[SUPPLIED MATERIAL]:
# # # # #

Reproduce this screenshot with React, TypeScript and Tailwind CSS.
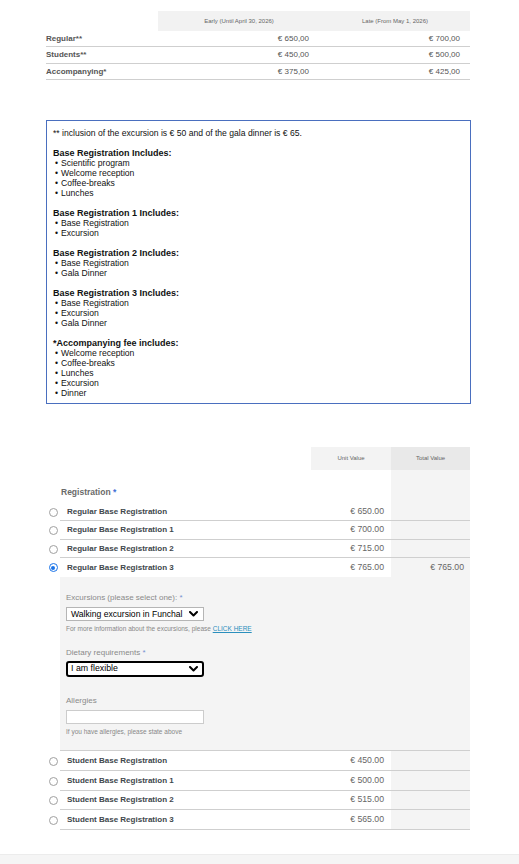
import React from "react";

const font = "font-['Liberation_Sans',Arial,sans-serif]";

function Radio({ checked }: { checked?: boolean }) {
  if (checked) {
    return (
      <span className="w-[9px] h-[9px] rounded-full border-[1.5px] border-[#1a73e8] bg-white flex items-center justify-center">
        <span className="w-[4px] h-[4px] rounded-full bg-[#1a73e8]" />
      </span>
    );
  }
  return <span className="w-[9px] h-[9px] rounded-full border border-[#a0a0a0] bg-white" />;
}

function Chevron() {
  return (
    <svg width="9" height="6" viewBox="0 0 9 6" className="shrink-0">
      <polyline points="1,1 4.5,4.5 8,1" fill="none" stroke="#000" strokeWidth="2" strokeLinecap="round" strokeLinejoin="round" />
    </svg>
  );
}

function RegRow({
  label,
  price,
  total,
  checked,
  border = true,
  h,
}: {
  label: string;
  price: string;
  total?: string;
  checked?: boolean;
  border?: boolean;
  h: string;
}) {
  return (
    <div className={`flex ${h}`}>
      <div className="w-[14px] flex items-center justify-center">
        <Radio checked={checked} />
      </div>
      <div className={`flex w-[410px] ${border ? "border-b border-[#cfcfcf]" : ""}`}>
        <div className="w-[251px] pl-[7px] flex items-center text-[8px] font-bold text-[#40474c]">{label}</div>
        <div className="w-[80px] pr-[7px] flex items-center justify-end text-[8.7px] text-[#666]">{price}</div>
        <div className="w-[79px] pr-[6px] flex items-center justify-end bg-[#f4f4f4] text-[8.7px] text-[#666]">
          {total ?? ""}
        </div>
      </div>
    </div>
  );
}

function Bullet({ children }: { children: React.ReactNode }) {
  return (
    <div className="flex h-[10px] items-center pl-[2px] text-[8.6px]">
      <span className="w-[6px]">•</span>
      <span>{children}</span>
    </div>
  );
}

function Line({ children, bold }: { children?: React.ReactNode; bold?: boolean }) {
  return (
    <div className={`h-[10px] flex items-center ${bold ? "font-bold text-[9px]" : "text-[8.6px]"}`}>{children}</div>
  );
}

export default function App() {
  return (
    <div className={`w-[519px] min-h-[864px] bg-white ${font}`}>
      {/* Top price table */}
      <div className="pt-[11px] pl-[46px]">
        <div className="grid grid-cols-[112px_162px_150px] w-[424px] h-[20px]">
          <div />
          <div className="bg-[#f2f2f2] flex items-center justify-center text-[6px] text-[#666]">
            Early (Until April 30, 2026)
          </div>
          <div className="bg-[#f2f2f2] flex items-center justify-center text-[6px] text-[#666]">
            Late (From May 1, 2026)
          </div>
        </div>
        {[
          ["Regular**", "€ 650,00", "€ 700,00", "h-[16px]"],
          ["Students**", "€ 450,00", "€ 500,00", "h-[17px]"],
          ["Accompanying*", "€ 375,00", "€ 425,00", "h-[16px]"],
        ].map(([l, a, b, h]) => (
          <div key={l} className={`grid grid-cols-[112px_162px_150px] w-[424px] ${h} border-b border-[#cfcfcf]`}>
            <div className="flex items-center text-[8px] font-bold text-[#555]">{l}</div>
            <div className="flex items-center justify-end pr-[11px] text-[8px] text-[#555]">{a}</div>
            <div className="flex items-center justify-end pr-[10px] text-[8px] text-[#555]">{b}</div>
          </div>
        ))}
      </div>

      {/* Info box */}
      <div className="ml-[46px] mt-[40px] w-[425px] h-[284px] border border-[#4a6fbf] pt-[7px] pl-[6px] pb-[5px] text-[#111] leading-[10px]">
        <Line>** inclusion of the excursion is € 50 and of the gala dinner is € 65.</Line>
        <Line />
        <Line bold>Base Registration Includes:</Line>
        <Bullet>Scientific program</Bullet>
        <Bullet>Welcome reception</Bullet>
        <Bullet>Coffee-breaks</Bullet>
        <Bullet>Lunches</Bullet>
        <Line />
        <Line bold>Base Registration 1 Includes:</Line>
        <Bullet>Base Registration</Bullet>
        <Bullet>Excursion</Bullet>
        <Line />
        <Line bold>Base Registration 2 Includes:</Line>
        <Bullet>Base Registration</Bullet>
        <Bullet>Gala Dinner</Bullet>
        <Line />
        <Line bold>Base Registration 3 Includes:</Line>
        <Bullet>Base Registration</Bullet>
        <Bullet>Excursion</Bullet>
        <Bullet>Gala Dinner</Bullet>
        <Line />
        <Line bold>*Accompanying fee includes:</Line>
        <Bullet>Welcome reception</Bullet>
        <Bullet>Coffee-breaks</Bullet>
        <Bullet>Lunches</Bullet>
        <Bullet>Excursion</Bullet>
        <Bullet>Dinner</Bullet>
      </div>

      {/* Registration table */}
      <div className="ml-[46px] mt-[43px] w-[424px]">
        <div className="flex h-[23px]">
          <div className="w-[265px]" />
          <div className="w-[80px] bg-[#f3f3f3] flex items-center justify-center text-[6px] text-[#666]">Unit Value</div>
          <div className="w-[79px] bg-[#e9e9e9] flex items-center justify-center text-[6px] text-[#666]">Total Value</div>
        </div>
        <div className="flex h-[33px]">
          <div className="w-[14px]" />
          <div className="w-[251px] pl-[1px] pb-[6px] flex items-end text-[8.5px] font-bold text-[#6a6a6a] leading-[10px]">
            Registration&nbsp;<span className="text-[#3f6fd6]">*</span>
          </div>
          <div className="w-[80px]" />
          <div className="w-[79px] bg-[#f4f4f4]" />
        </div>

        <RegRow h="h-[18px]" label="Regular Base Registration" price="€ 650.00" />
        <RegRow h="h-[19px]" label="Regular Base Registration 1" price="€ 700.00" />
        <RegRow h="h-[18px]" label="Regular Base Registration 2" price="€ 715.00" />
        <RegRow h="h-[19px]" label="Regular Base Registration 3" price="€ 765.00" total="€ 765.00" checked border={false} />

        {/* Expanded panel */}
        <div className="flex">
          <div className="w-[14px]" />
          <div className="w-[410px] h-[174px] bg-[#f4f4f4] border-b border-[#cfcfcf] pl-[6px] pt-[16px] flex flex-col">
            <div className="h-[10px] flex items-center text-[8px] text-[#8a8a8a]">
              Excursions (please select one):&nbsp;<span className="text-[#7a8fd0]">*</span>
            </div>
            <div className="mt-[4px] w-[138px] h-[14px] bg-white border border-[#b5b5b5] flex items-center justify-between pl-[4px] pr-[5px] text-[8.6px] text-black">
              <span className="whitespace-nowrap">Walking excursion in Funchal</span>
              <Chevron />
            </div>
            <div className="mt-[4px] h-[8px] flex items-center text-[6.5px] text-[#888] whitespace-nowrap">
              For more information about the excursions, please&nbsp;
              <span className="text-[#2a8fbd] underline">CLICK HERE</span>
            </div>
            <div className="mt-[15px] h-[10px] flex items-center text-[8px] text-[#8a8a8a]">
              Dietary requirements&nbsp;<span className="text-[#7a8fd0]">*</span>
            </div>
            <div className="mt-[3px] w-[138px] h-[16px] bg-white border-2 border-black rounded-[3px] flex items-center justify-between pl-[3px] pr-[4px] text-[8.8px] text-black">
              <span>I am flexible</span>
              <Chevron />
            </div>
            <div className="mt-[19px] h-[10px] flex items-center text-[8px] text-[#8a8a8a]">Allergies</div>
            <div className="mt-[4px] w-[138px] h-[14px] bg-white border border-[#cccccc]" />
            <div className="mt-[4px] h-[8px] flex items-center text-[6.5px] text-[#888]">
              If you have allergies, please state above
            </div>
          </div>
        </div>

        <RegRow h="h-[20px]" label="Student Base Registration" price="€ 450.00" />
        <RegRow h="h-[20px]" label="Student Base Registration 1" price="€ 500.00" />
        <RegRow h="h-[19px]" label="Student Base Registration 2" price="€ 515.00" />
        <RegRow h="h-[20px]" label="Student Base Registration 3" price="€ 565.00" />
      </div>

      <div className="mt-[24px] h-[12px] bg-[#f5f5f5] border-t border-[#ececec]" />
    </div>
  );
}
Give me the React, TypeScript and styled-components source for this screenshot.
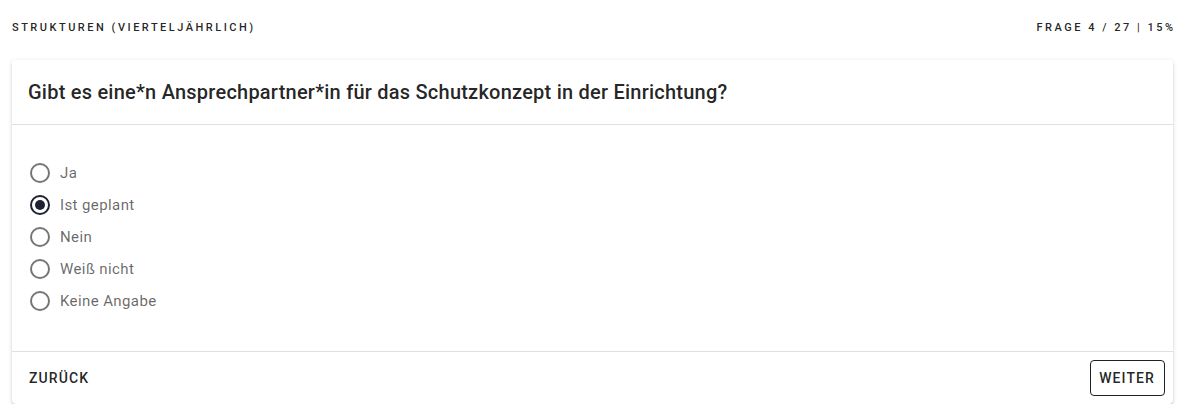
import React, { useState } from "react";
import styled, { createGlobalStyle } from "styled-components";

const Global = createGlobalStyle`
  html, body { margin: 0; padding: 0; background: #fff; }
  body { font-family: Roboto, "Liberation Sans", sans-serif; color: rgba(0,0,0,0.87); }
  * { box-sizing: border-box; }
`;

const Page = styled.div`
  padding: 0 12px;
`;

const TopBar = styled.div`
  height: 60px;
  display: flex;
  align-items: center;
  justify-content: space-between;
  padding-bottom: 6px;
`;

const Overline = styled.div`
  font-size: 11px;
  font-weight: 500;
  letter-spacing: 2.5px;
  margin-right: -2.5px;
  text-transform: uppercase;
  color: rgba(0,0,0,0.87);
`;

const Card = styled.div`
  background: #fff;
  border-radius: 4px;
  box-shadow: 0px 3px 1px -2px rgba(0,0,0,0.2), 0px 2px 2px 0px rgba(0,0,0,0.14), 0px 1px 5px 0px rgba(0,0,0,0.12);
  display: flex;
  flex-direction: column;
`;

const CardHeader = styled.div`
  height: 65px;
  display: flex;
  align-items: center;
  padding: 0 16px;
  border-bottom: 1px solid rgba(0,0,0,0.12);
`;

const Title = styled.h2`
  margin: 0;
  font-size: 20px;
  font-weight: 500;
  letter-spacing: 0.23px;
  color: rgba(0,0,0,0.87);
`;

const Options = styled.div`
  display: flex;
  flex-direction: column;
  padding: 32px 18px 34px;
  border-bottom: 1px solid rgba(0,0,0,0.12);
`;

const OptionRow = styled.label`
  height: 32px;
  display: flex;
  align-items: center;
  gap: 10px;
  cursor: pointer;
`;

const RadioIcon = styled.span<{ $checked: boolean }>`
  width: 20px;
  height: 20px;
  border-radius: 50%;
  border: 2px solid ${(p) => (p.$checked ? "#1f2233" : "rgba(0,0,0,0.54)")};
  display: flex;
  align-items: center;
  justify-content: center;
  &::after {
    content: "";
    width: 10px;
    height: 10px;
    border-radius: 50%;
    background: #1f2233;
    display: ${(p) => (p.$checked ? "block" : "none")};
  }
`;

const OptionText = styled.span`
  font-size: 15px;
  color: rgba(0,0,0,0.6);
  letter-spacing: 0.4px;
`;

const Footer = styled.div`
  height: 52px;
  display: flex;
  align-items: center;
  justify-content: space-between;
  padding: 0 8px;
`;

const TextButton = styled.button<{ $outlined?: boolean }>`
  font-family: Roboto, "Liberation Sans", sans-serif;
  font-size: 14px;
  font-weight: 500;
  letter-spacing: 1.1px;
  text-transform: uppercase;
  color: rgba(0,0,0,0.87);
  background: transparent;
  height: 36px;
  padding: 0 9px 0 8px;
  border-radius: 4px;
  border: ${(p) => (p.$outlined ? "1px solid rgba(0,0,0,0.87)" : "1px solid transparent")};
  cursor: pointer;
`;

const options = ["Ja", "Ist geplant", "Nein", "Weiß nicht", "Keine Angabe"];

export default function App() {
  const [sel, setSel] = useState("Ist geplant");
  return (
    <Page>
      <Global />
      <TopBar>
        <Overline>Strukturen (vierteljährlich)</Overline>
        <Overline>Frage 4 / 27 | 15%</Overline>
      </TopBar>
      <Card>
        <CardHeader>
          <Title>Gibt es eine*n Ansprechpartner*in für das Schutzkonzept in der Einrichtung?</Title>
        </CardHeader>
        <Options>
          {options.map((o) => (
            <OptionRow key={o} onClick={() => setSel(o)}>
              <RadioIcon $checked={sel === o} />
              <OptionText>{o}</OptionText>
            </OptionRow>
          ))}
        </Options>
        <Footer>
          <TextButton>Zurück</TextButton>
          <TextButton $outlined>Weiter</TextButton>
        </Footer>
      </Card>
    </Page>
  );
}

# # # # #

[INSTRUCTION]: Search the listing above for the string "TypeScript". Copy every line that contains it.

[ANSWER BELOW]:
Reproduce this screenshot with React, TypeScript and Tailwind CSS.
Give me the React, TypeScript and styled-components source for this screenshot.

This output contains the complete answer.